Emit the data below verbatim, stripping out any pictures.

++++++++++++++++++++

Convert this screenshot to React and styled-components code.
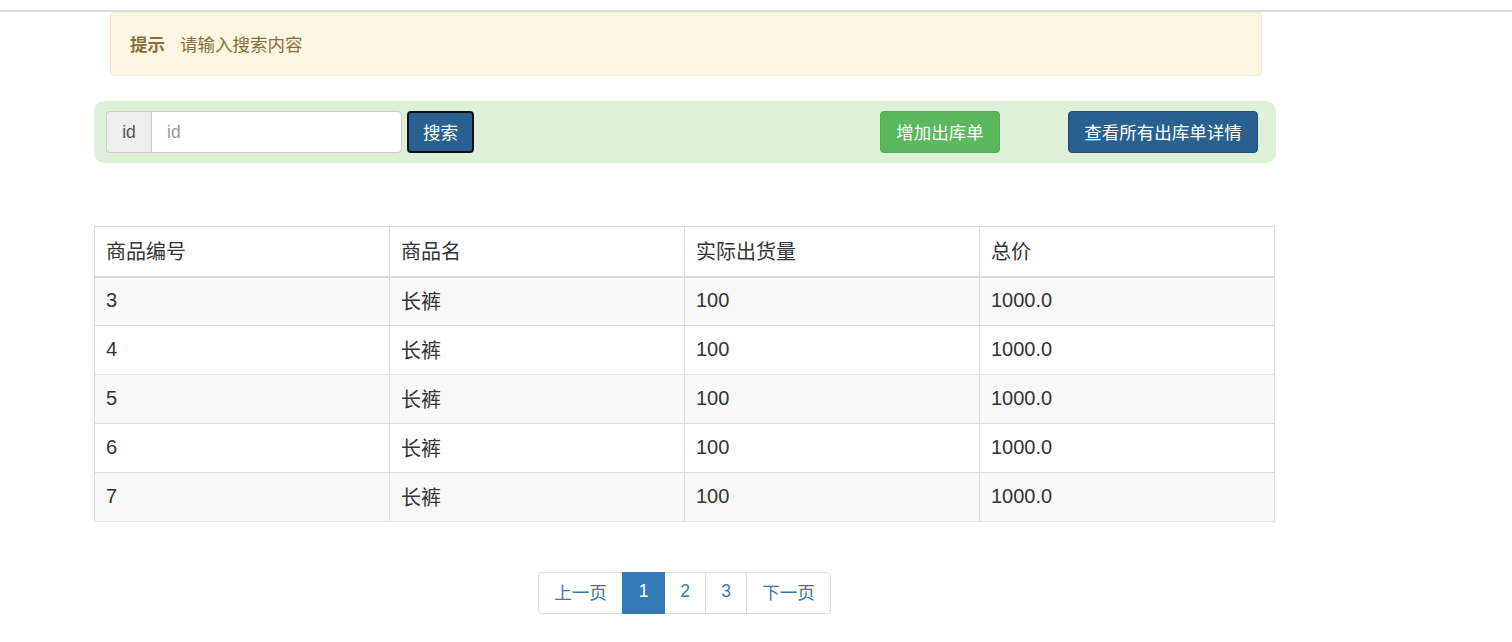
import React from "react";
import styled, { createGlobalStyle } from "styled-components";

const Global = createGlobalStyle`
  html, body { margin: 0; padding: 0; background: #fff; }
  body {
    font-family: "Liberation Sans", "Noto Sans CJK SC", sans-serif;
    color: #333;
  }
  * { box-sizing: border-box; }
`;

const TopLine = styled.div`
  margin-top: 10px;
  height: 2px;
  background: #dcdcdc;
`;

const Container = styled.div`
  margin-left: 94px;
  width: 1182px;
`;

const Alert = styled.div`
  margin: 0 14px 0 16px;
  height: 64px;
  display: flex;
  align-items: center;
  gap: 15px;
  padding: 0 19px 2px;
  background: #fcf6e2;
  border: 1px solid #faebcc;
  border-radius: 4px;
  color: #8a6d3b;
  font-size: 17.5px;
`;

const AlertTitle = styled.strong`
  font-weight: bold;
`;

const SearchBar = styled.div`
  margin-top: 25px;
  height: 62px;
  background: #dff0d8;
  border-radius: 10px;
  display: flex;
  align-items: center;
  padding: 0 18px 0 12px;
`;

const InputGroup = styled.div`
  display: flex;
  height: 42px;
  width: 296px;
`;

const Addon = styled.span`
  width: 45px;
  display: flex;
  align-items: center;
  justify-content: center;
  background: #eee;
  border: 1px solid #ccc;
  border-right: none;
  border-radius: 4px 0 0 4px;
  color: #555;
  font-size: 17.5px;
`;

const Input = styled.input`
  flex: 1;
  min-width: 0;
  border: 1px solid #ccc;
  border-radius: 0 4px 4px 0;
  padding: 0 15px;
  font-family: inherit;
  font-size: 17.5px;
  color: #555;
  background: #fff;
  outline: none;
  &::placeholder { color: #999; }
`;

const Button = styled.button`
  height: 42px;
  padding: 0 0 2px;
  display: inline-flex;
  align-items: center;
  justify-content: center;
  white-space: nowrap;
  font-family: inherit;
  font-size: 17.5px;
  color: #fff;
  border-radius: 4px;
  cursor: pointer;
  background: ${(p) => (p.$variant === "success" ? "#5cb85c" : "#286090")};
  border: ${(p) =>
    p.$focused
      ? "2px solid #111"
      : p.$variant === "success"
      ? "1px solid #4cae4c"
      : "1px solid #204d74"};
  margin-left: ${(p) => p.$ml || 0}px;
  width: ${(p) => p.$w}px;
`;

const Spacer = styled.div`
  flex: 1;
`;

const Table = styled.table`
  margin-top: 63px;
  width: 1181px;
  border-collapse: collapse;
  font-size: 20px;
  table-layout: fixed;
`;

const Th = styled.th`
  text-align: left;
  font-weight: normal;
  height: 50px;
  padding: 0 11px 2px;
  border: 1px solid #ddd;
  border-bottom: 2px solid #ddd;
  color: #333;
`;

const Tr = styled.tr`
  background: ${(p) => (p.$striped ? "#f9f9f9" : "#fff")};
`;

const Td = styled.td`
  height: 49px;
  padding: 0 11px 2px;
  border: 1px solid #ddd;
  color: #333;
`;

const PagerWrap = styled.div`
  width: 1181px;
  margin-top: 50px;
  display: flex;
  justify-content: center;
`;

const Pager = styled.ul`
  display: flex;
  list-style: none;
  margin: 0;
  padding: 0;
`;

const PageItem = styled.li`
  height: 42px;
  width: ${(p) => p.$w}px;
  padding: 0 0 3px;
  display: flex;
  align-items: center;
  justify-content: center;
  font-size: 17.5px;
  border: 1px solid ${(p) => (p.$active ? "#337ab7" : "#ddd")};
  margin-left: -1px;
  background: ${(p) => (p.$active ? "#337ab7" : "#fff")};
  color: ${(p) => (p.$active ? "#fff" : "#337ab7")};
  position: relative;
  z-index: ${(p) => (p.$active ? 1 : 0)};
  &:first-child {
    margin-left: 0;
    border-radius: 4px 0 0 4px;
  }
  &:last-child {
    border-radius: 0 4px 4px 0;
  }
`;

const rows = [3, 4, 5, 6, 7];

export default function App() {
  return (
    <>
      <Global />
      <TopLine />
      <Container>
        <Alert>
          <AlertTitle>提示</AlertTitle>
          <span>请输入搜索内容</span>
        </Alert>
        <SearchBar>
          <InputGroup>
            <Addon>id</Addon>
            <Input placeholder="id" />
          </InputGroup>
          <Button $focused $ml={5} $w={67}>搜索</Button>
          <Spacer />
          <Button $variant="success" $w={120}>增加出库单</Button>
          <Button $ml={68} $w={190}>查看所有出库单详情</Button>
        </SearchBar>
        <Table>
          <thead>
            <tr>
              <Th>商品编号</Th>
              <Th>商品名</Th>
              <Th>实际出货量</Th>
              <Th>总价</Th>
            </tr>
          </thead>
          <tbody>
            {rows.map((n, i) => (
              <Tr key={n} $striped={i % 2 === 0}>
                <Td>{n}</Td>
                <Td>长裤</Td>
                <Td>100</Td>
                <Td>1000.0</Td>
              </Tr>
            ))}
          </tbody>
        </Table>
        <PagerWrap>
          <Pager>
            <PageItem $w={85}>上一页</PageItem>
            <PageItem $w={43} $active>1</PageItem>
            <PageItem $w={42}>2</PageItem>
            <PageItem $w={42}>3</PageItem>
            <PageItem $w={85}>下一页</PageItem>
          </Pager>
        </PagerWrap>
      </Container>
    </>
  );
}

++++++++++++++++++++

**Worked solution**
Convert this screenshot to React and styled-components code.
import React from "react";
import styled, { createGlobalStyle } from "styled-components";

const Global = createGlobalStyle`
  html, body { margin: 0; padding: 0; background: #fff; }
  body {
    font-family: "Liberation Sans", "Noto Sans CJK SC", sans-serif;
    color: #333;
  }
  * { box-sizing: border-box; }
`;

const TopLine = styled.div`
  margin-top: 10px;
  height: 2px;
  background: #dcdcdc;
`;

const Container = styled.div`
  margin-left: 94px;
  width: 1182px;
`;

const Alert = styled.div`
  margin: 0 14px 0 16px;
  height: 64px;
  display: flex;
  align-items: center;
  gap: 15px;
  padding: 0 19px 2px;
  background: #fcf6e2;
  border: 1px solid #faebcc;
  border-radius: 4px;
  color: #8a6d3b;
  font-size: 17.5px;
`;

const AlertTitle = styled.strong`
  font-weight: bold;
`;

const SearchBar = styled.div`
  margin-top: 25px;
  height: 62px;
  background: #dff0d8;
  border-radius: 10px;
  display: flex;
  align-items: center;
  padding: 0 18px 0 12px;
`;

const InputGroup = styled.div`
  display: flex;
  height: 42px;
  width: 296px;
`;

const Addon = styled.span`
  width: 45px;
  display: flex;
  align-items: center;
  justify-content: center;
  background: #eee;
  border: 1px solid #ccc;
  border-right: none;
  border-radius: 4px 0 0 4px;
  color: #555;
  font-size: 17.5px;
`;

const Input = styled.input`
  flex: 1;
  min-width: 0;
  border: 1px solid #ccc;
  border-radius: 0 4px 4px 0;
  padding: 0 15px;
  font-family: inherit;
  font-size: 17.5px;
  color: #555;
  background: #fff;
  outline: none;
  &::placeholder { color: #999; }
`;

const Button = styled.button`
  height: 42px;
  padding: 0 0 2px;
  display: inline-flex;
  align-items: center;
  justify-content: center;
  white-space: nowrap;
  font-family: inherit;
  font-size: 17.5px;
  color: #fff;
  border-radius: 4px;
  cursor: pointer;
  background: ${(p) => (p.$variant === "success" ? "#5cb85c" : "#286090")};
  border: ${(p) =>
    p.$focused
      ? "2px solid #111"
      : p.$variant === "success"
      ? "1px solid #4cae4c"
      : "1px solid #204d74"};
  margin-left: ${(p) => p.$ml || 0}px;
  width: ${(p) => p.$w}px;
`;

const Spacer = styled.div`
  flex: 1;
`;

const Table = styled.table`
  margin-top: 63px;
  width: 1181px;
  border-collapse: collapse;
  font-size: 20px;
  table-layout: fixed;
`;

const Th = styled.th`
  text-align: left;
  font-weight: normal;
  height: 50px;
  padding: 0 11px 2px;
  border: 1px solid #ddd;
  border-bottom: 2px solid #ddd;
  color: #333;
`;

const Tr = styled.tr`
  background: ${(p) => (p.$striped ? "#f9f9f9" : "#fff")};
`;

const Td = styled.td`
  height: 49px;
  padding: 0 11px 2px;
  border: 1px solid #ddd;
  color: #333;
`;

const PagerWrap = styled.div`
  width: 1181px;
  margin-top: 50px;
  display: flex;
  justify-content: center;
`;

const Pager = styled.ul`
  display: flex;
  list-style: none;
  margin: 0;
  padding: 0;
`;

const PageItem = styled.li`
  height: 42px;
  width: ${(p) => p.$w}px;
  padding: 0 0 3px;
  display: flex;
  align-items: center;
  justify-content: center;
  font-size: 17.5px;
  border: 1px solid ${(p) => (p.$active ? "#337ab7" : "#ddd")};
  margin-left: -1px;
  background: ${(p) => (p.$active ? "#337ab7" : "#fff")};
  color: ${(p) => (p.$active ? "#fff" : "#337ab7")};
  position: relative;
  z-index: ${(p) => (p.$active ? 1 : 0)};
  &:first-child {
    margin-left: 0;
    border-radius: 4px 0 0 4px;
  }
  &:last-child {
    border-radius: 0 4px 4px 0;
  }
`;

const rows = [3, 4, 5, 6, 7];

export default function App() {
  return (
    <>
      <Global />
      <TopLine />
      <Container>
        <Alert>
          <AlertTitle>提示</AlertTitle>
          <span>请输入搜索内容</span>
        </Alert>
        <SearchBar>
          <InputGroup>
            <Addon>id</Addon>
            <Input placeholder="id" />
          </InputGroup>
          <Button $focused $ml={5} $w={67}>搜索</Button>
          <Spacer />
          <Button $variant="success" $w={120}>增加出库单</Button>
          <Button $ml={68} $w={190}>查看所有出库单详情</Button>
        </SearchBar>
        <Table>
          <thead>
            <tr>
              <Th>商品编号</Th>
              <Th>商品名</Th>
              <Th>实际出货量</Th>
              <Th>总价</Th>
            </tr>
          </thead>
          <tbody>
            {rows.map((n, i) => (
              <Tr key={n} $striped={i % 2 === 0}>
                <Td>{n}</Td>
                <Td>长裤</Td>
                <Td>100</Td>
                <Td>1000.0</Td>
              </Tr>
            ))}
          </tbody>
        </Table>
        <PagerWrap>
          <Pager>
            <PageItem $w={85}>上一页</PageItem>
            <PageItem $w={43} $active>1</PageItem>
            <PageItem $w={42}>2</PageItem>
            <PageItem $w={42}>3</PageItem>
            <PageItem $w={85}>下一页</PageItem>
          </Pager>
        </PagerWrap>
      </Container>
    </>
  );
}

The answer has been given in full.